Pipeline · aptivate / ansible-roles / mysql-server · GitLab.

However, the runner fell over qutie soon after :slight_smile:

centos-6-mysql-51 (#4231) · Jobs · aptivate / ansible-roles / mysql-server · GitLab

great :smiley:

I believe fixed that, by changing this value, let me know if you have further issues?

Awesome! I’ll be watching that repository now :slight_smile:

Builds working again: https://git.coop/aptivate/ansible-roles/lets-encrypt/-/jobs/4260.

Thanks a lot!!!

I just ran a couple of commands in a Debian Docker container created via GitLab CI to see what resources are available:

free -h
                total        used        free      shared  buff/cache   available
  Mem:            15G        361M         12G         48M        2.4G         15G
  Swap:          2.0G         76K        2.0G

cat /proc/cpuinfo | grep ^processor
  processor	: 0
  processor	: 1
  processor	: 2
  processor	: 3
  processor	: 4
  processor	: 5

I think this is the result of the edits I made to /etc/gitlab-runner/config.toml on the runner.git.coop VM.

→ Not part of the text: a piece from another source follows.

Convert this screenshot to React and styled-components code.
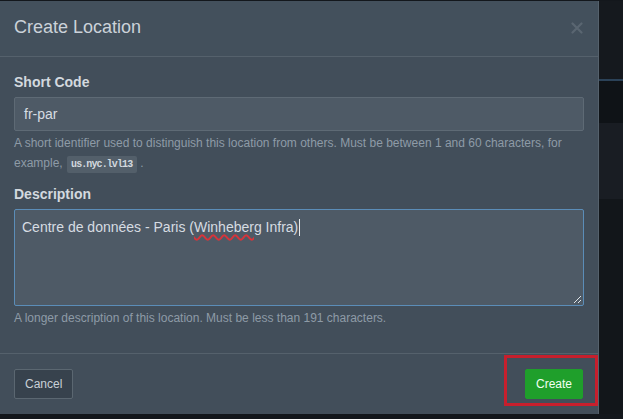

For reference I created a new gitdotcoop account at GitHub.com for the integration of git.coop with GitHub to enable the importing of projects from GitHub and to enable logins to git.coop to be completed using your GitHub account.

Might as well use this thread for git.coop news…

We have enabled the GitLab Docker Registry at registry.git.coop and this means that you can now use GitLab CI to build and host Docker containers :slight_smile:.

So far we have only built a couple of containers, one to be used by the Bind 9 zonefile repos CI (having packages pre-installed saves one minute per test after each update) and another with a recent version of Ansible for use by repos that are doing deployment using Ansible from Docker containers.

Thanks to @lukewm we now also have have SSO (single sign on) working from git.coop to the Libreho.st Discourse forum and Libreho.st GitLab — this means if you are logged into git.coop you can click through to login to these other sites.

Ah well here! I just opened the can of libreworms … :wink: Nice work!

Really sick to see the container registry. I’ll be putting this to good work ASAP.